New home sales were down 1.6% in November to an annual sales rate of 438,000 vs expectations for 460,000. The median price was down 3.2% in the month to $280,000, up only 1.4% since a year ago. Supply data are stable with 213,000 new homes on the market vs 210,000 in October. Supply relative to sales is up slightly, to 5.8 months from 5.7.

The MBA purchase index showed was up 1.0%, lifting the year-on-year rate to minus 1.0%. The refinance index rose 1.0% in the week. Rates remain at year-and-a-half lows, down an average 4 basis points in the week to 4.02% for 30-year fixed mortgages.

Initial jobless claims fell 9,000 in the December 20 week to 280,000, pulling down the 4-week average by 8,500 to 290,250. Continuing claims, rose 25,000 in the December 13 week to 2.403 million and the 4-week average was up 20,000 to 2.418 million, is higher than last month.

Sentiment Metrics

Consumer sentiment held steady the last two weeks at a very high level of 93.6, little changed from 93.8 at mid-month and far above November's final reading of 88.8. Inflation expectations are very soft, with both the 1-year and 5-year outlooks at 2.8%.

The Bloomberg Consumer Comfort Index increased to 43.1 in the week ended December 21, its highest level since October 2007, from 41.7 in the prior period. All three components of the index advanced.

The VIX

The VIX has returned to "normal" and isn't suggesting a sell-off in the near future.

The Market (S&P 500)

Market volatility and volume have dropped sharply (due to the holiday week). The big stocks have begun a slow uptrend, as energy rebounded and the ruble stabilized. The market seems to have recovered from fears surrounding rapidly falling oil prices.

Small Caps (NYSEARCA:IWM)

IWM is in a strong uptrend vs. the S&P 500. The relative strength of the indices is IWM, SPY, QQQ, in that order.

Core Sectors

The core sectors are in a different configuration from what we have seen lately. The only sector exceeding the strength of the Russell 2000 is energy (NYSEARCA:XLE), which has been in a sharp rebound from a sharper drop. XLE and oil services (NYSEARCA:OIH) are volatile while the price of oil tries to find stability. Emerging markets (NYSEARCA:EEM) are next, followed by technology (NYSEARCA:XLK) and foreign stocks (NYSEARCA:EFA). Healthcare (NYSEARCA:XLF) dropped sharply, reflecting a shock in biotech.

Last week, ExpressScripts dropped Gilead's (NASDAQ:GILD) Hepatitis C drug in favor of a competitor.

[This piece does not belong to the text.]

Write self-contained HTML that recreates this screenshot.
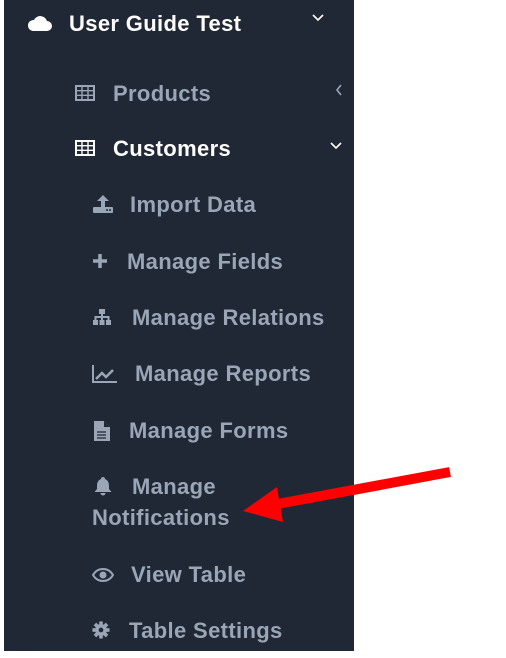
<!DOCTYPE html>
<html><head><meta charset="utf-8"><style>
*{margin:0;padding:0}
body{width:506px;height:658px;background:#fff;position:relative;overflow:hidden;font-family:"Liberation Sans",Arial,sans-serif;font-weight:bold}
#sb{position:absolute;left:4px;top:0;width:350px;height:651px;background:#1f2834}
.t{position:absolute;font-size:22px;letter-spacing:0.35px;color:#9aa5b6;white-space:nowrap;line-height:24px}
.w{color:#fff}
svg.i{position:absolute}
</style></head><body>
<div id="sb"></div>
<svg class="i" style="left:27px;top:14px" width="26" height="18" viewBox="0 0 26 18"><path d="M6 17h14a5 5 0 0 0 0-10 7 7 0 0 0-13-1A5.5 5.5 0 0 0 6 17z" fill="#fff"/></svg>
<div class="t w" style="left:69px;top:12px">User Guide Test</div>
<svg class="i" style="left:311px;top:13px" width="14" height="10"><path d="M2 2l5 5 5-5" stroke="#fff" stroke-width="1.6" fill="none"/></svg>
<svg class="i" style="left:75px;top:85px" width="20" height="16"><rect x="1" y="1" width="18" height="14" fill="none" stroke="#9aa5b6" stroke-width="2"/><path d="M1 5.7h18M1 10.3h18M7 1v14M13 1v14" stroke="#9aa5b6" stroke-width="1.4"/></svg>
<div class="t" style="left:113px;top:82px">Products</div>
<svg class="i" style="left:334px;top:83px" width="10" height="14"><path d="M7 2L3 7l4 5" stroke="#9aa5b6" stroke-width="1.6" fill="none"/></svg>
<svg class="i" style="left:75px;top:140px" width="20" height="16"><rect x="1" y="1" width="18" height="14" fill="none" stroke="#fff" stroke-width="2"/><path d="M1 5.7h18M1 10.3h18M7 1v14M13 1v14" stroke="#fff" stroke-width="1.4"/></svg>
<div class="t w" style="left:113px;top:137px">Customers</div>
<svg class="i" style="left:329px;top:141px" width="14" height="10"><path d="M2 2l5 5 5-5" stroke="#fff" stroke-width="1.6" fill="none"/></svg>
<svg class="i" style="left:92px;top:194px" width="22" height="20"><path d="M11 1l6 6h-4v6h-4V7H5z" fill="#9aa5b6"/><rect x="1" y="13" width="20" height="6" rx="1" fill="#9aa5b6"/><circle cx="15" cy="16" r="1" fill="#1f2834"/><circle cx="18" cy="16" r="1" fill="#1f2834"/></svg>
<div class="t" style="left:130px;top:193px">Import Data</div>
<svg class="i" style="left:92px;top:253px" width="16" height="16"><path d="M8 1v14M1 8h14" stroke="#9aa5b6" stroke-width="3.5"/></svg>
<div class="t" style="left:127px;top:250px">Manage Fields</div>
<svg class="i" style="left:92px;top:308px" width="20" height="18"><rect x="7" y="1" width="6" height="5" fill="#9aa5b6"/><path d="M10 6v3M3.5 12V9h13v3M10 9v3" stroke="#9aa5b6" stroke-width="2" fill="none"/><rect x="1" y="12" width="5" height="5" fill="#9aa5b6"/><rect x="7.5" y="12" width="5" height="5" fill="#9aa5b6"/><rect x="14" y="12" width="5" height="5" fill="#9aa5b6"/></svg>
<div class="t" style="left:132px;top:306px">Manage Relations</div>
<svg class="i" style="left:92px;top:364px" width="26" height="20"><path d="M1 1v17h24" stroke="#9aa5b6" stroke-width="2" fill="none"/><path d="M4 15l6-6 4 4 7-7" stroke="#9aa5b6" stroke-width="2.5" fill="none"/></svg>
<div class="t" style="left:135px;top:362px">Manage Reports</div>
<svg class="i" style="left:93px;top:420px" width="18" height="22"><path d="M1 1h10l6 6v14H1z" fill="#9aa5b6"/><path d="M11 1v6h6" fill="#1f2834"/><path d="M4 12h9M4 15h9M4 18h9" stroke="#1f2834" stroke-width="1.3"/></svg>
<div class="t" style="left:129px;top:419px">Manage Forms</div>
<svg class="i" style="left:93px;top:476px" width="20" height="20"><path d="M10 1a2 2 0 0 1 2 2c3 1 4 4 4 7v3l2.5 3H1.5L4 13v-3c0-3 1-6 4-7a2 2 0 0 1 2-2z" fill="#9aa5b6"/><path d="M7.5 17a2.5 2.5 0 0 0 5 0z" fill="#9aa5b6"/></svg>
<div class="t" style="left:132px;top:475px">Manage</div>
<div class="t" style="left:92px;top:506px">Notifications</div>
<svg class="i" style="left:92px;top:568px" width="22" height="14"><path d="M1 7C4 2 8 1 11 1s7 1 10 6c-3 5-7 6-10 6S4 12 1 7z" fill="none" stroke="#9aa5b6" stroke-width="2"/><circle cx="11" cy="7" r="3.5" fill="#9aa5b6"/></svg>
<div class="t" style="left:131px;top:563px">View Table</div>
<svg class="i" style="left:92px;top:621px" width="18" height="18" viewBox="0 0 20 20"><g fill="#9aa5b6"><circle cx="10" cy="10" r="6.5"/><rect x="8" y="0.5" width="4" height="19"/><rect x="0.5" y="8" width="19" height="4"/><rect x="8" y="0.5" width="4" height="19" transform="rotate(45 10 10)"/><rect x="8" y="0.5" width="4" height="19" transform="rotate(-45 10 10)"/></g><circle cx="10" cy="10" r="2.6" fill="#1f2834"/></svg>
<div class="t" style="left:129px;top:619px">Table Settings</div>
<svg class="i" style="left:0;top:0" width="506" height="658"><path d="M450 472L272 505" stroke="#ff0000" stroke-width="10" fill="none"/><path d="M243 511L277 487L283 522z" fill="#ff0000"/></svg>
</body></html>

Traders assumed that the reason was the high price GILD charges. Traders seemed to think that price pressure would spread to the entire industry and slammed biotech, weakening IBB and BBH. The sell-off was probably emotional; if these ETF's strengthen, there may be a buying opportunity in the next few weeks.

Best Relative Strength

Among the 36 ETF's I follow, the relative weakness of many sectors leaves only a few ETF's outperforming IWM. Oil services (OIH) and Energy (XLE) are leaders. Brazil (NYSEARCA:EWZ) has been very strong, and probably because of lower oil prices, utilities moved up. Performing at about the level of IWM are Telecom (BATS:IYZ), software (BATS:IGV), and solar (NYSEARCA:TAN). Emerging markets (EEM) are lagging slightly.

Trades Last Week

Bought: AAPL, HAIN, IGV, IWM, QQQ

Sold: FEYE, LMT, XLI

Holding: AAPL, AGNC, GLW, HAIN, IGV, IWM, QQQ

Conclusion and Action

The indices are moving higher and IWM has resumed the lead after many months of giving way to QQQ. I think this is a good sign since IWM is a composite of 2000 stocks. Leadership, however, is different from previous rallies. Energy is sharply rebounding, and biotech is at least temporarily recovering from a large hit. Few sectors are beating the small caps. The economy remains strong, but appears to be leveling off.

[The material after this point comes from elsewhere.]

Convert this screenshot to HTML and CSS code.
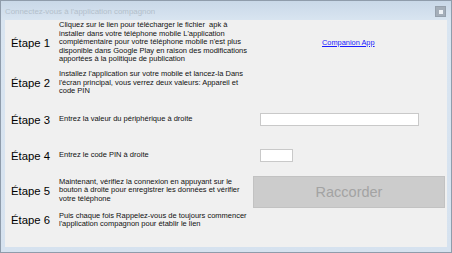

I am bullish for next week, as long as small caps continue their momentum; however I will probably go into the New Year in cash. January often opens with a new set of leaders and can rally strongly or sell-off sharply. I intend to be lightly invested during the first week.

I will look for continued strength in solar and possibly telecom; however if the current trends in IWM and QQQ break, I will tighten stops. AAPL looks bullish.

Have a great last week of 2014!

Disclosure: The author is long AAPL, AGNC, GLW, HAIN, IGV, IWM, QQQ.